▶ **Recorded information**:
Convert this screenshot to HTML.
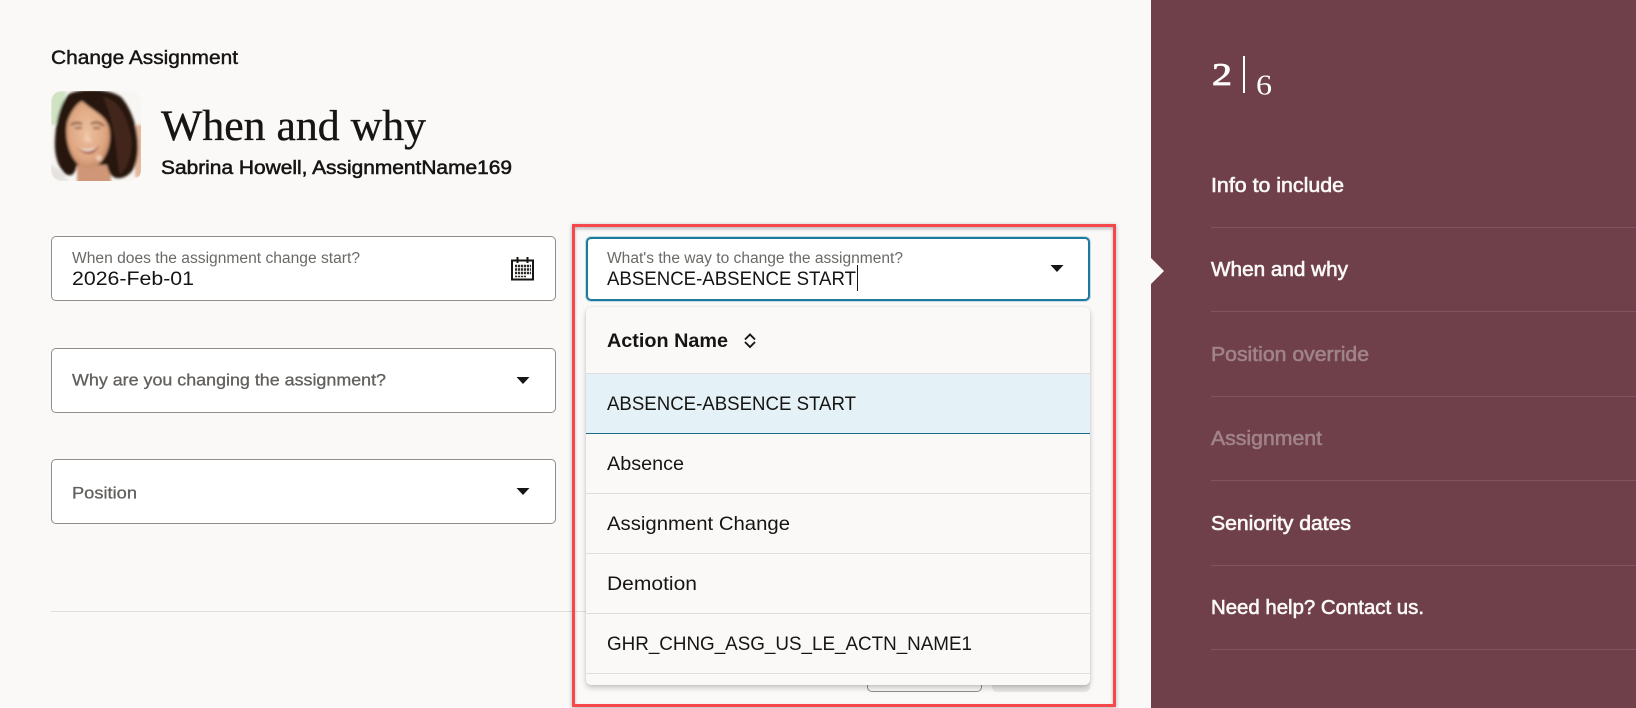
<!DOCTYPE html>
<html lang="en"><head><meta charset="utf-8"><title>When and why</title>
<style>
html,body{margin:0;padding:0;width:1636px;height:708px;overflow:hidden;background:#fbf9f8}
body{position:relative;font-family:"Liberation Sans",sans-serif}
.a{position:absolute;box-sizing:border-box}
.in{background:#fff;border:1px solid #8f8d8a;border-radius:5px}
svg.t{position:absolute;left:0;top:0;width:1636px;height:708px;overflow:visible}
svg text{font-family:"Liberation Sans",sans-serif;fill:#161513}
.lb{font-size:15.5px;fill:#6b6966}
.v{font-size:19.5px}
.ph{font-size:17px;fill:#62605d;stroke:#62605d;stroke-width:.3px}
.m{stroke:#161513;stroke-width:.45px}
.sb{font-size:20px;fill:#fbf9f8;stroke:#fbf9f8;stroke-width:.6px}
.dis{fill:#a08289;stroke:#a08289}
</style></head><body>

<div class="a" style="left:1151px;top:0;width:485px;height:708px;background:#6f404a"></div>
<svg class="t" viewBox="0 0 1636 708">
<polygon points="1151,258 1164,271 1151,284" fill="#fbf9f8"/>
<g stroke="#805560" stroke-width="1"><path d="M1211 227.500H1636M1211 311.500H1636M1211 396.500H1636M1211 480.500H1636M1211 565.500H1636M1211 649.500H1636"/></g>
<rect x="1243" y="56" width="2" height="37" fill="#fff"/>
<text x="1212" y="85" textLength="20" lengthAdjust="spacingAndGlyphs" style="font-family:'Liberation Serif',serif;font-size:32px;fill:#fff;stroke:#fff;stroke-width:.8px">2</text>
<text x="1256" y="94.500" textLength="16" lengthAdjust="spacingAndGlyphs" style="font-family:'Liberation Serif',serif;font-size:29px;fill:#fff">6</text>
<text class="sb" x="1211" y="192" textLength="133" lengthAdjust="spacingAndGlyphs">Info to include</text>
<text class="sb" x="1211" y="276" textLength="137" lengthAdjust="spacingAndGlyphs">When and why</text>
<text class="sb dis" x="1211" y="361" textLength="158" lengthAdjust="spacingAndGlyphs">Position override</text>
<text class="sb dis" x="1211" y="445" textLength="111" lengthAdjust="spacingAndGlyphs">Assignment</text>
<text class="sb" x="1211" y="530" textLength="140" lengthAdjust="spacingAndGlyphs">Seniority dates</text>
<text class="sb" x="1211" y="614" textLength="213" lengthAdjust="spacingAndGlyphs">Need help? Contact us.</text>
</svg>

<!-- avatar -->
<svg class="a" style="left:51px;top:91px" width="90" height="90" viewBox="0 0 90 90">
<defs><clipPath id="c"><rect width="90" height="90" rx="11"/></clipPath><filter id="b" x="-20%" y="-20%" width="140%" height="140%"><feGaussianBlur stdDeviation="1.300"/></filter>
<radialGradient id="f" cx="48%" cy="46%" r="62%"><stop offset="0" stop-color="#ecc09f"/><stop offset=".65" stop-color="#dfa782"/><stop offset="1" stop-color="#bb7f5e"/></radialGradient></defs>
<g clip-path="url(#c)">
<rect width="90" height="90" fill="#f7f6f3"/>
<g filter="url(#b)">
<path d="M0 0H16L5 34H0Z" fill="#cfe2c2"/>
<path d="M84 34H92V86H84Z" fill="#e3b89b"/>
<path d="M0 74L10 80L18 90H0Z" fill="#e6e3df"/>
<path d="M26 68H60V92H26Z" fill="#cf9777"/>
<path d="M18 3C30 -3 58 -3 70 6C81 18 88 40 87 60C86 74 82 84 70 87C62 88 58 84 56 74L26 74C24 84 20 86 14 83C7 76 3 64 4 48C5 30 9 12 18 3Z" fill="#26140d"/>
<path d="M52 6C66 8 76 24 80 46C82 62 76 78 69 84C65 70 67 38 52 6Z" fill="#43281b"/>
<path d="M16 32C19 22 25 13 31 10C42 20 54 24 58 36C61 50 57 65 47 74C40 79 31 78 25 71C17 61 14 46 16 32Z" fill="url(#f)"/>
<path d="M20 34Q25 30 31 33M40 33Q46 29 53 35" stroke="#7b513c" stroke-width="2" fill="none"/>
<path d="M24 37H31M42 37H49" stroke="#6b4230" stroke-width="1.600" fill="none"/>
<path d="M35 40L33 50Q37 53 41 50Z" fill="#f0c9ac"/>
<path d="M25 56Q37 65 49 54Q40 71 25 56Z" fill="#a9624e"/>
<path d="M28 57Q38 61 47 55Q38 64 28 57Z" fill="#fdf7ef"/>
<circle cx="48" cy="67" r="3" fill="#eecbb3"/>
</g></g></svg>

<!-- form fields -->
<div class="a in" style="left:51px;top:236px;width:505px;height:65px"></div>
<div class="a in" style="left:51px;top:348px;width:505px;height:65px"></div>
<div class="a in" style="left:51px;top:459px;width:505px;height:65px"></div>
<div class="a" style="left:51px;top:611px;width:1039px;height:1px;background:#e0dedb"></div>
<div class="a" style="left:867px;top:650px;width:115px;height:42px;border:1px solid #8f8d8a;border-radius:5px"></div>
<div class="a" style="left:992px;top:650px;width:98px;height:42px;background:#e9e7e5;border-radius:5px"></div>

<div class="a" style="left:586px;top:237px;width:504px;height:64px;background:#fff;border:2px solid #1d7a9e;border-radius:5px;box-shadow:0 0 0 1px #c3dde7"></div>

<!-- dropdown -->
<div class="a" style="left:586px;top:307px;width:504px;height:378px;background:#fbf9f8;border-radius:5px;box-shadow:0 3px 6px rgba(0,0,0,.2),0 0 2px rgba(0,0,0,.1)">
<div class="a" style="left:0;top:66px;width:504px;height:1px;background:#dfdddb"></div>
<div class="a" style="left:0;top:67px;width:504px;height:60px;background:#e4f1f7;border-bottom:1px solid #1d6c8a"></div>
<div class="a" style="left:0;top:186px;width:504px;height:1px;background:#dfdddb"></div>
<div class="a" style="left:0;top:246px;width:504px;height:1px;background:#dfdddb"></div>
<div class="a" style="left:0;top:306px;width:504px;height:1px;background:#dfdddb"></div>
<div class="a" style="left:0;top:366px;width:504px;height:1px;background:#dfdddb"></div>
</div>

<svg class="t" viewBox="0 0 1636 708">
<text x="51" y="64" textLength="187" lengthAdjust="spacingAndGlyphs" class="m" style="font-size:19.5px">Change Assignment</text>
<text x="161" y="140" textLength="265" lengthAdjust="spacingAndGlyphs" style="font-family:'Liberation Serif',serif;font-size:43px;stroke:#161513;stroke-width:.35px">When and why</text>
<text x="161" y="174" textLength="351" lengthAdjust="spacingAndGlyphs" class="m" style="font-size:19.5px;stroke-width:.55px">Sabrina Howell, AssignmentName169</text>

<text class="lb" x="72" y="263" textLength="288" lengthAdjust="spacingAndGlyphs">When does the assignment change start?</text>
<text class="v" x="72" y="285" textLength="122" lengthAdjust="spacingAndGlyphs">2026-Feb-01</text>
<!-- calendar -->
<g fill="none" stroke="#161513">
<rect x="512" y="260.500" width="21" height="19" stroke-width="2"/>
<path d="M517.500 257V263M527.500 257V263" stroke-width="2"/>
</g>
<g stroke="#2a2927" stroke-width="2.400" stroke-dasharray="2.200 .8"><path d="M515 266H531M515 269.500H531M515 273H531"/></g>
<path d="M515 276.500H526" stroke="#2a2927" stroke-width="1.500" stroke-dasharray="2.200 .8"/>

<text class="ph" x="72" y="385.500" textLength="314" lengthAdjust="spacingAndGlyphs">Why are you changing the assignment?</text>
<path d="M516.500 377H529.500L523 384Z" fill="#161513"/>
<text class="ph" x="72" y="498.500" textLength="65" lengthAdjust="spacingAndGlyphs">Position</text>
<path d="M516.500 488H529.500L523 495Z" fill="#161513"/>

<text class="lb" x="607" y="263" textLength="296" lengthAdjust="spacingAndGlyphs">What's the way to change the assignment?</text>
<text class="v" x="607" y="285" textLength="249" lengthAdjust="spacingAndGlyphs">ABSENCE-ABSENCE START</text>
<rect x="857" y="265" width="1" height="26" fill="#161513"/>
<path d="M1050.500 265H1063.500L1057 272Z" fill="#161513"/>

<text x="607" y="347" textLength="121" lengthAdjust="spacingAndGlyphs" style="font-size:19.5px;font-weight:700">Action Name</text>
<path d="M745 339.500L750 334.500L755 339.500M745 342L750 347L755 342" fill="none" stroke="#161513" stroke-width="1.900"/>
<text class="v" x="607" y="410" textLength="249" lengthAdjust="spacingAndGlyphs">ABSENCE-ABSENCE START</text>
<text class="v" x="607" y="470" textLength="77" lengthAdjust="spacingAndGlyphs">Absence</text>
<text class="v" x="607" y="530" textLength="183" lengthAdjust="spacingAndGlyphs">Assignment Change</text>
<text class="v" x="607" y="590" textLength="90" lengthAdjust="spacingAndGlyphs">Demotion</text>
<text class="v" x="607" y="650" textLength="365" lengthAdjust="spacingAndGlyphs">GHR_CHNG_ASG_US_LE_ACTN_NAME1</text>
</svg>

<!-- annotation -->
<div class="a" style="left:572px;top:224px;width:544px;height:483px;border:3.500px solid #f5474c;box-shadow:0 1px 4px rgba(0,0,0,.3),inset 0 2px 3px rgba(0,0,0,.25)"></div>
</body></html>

▶ **The problem**:
Starting at the first line of the material, output exactly the lines up to and including the one with "</style></head><body>". Do not include the pictures.

▶ **Response to the exercise**:
Convert this screenshot to HTML.
<!DOCTYPE html>
<html lang="en"><head><meta charset="utf-8"><title>When and why</title>
<style>
html,body{margin:0;padding:0;width:1636px;height:708px;overflow:hidden;background:#fbf9f8}
body{position:relative;font-family:"Liberation Sans",sans-serif}
.a{position:absolute;box-sizing:border-box}
.in{background:#fff;border:1px solid #8f8d8a;border-radius:5px}
svg.t{position:absolute;left:0;top:0;width:1636px;height:708px;overflow:visible}
svg text{font-family:"Liberation Sans",sans-serif;fill:#161513}
.lb{font-size:15.5px;fill:#6b6966}
.v{font-size:19.5px}
.ph{font-size:17px;fill:#62605d;stroke:#62605d;stroke-width:.3px}
.m{stroke:#161513;stroke-width:.45px}
.sb{font-size:20px;fill:#fbf9f8;stroke:#fbf9f8;stroke-width:.6px}
.dis{fill:#a08289;stroke:#a08289}
</style></head><body>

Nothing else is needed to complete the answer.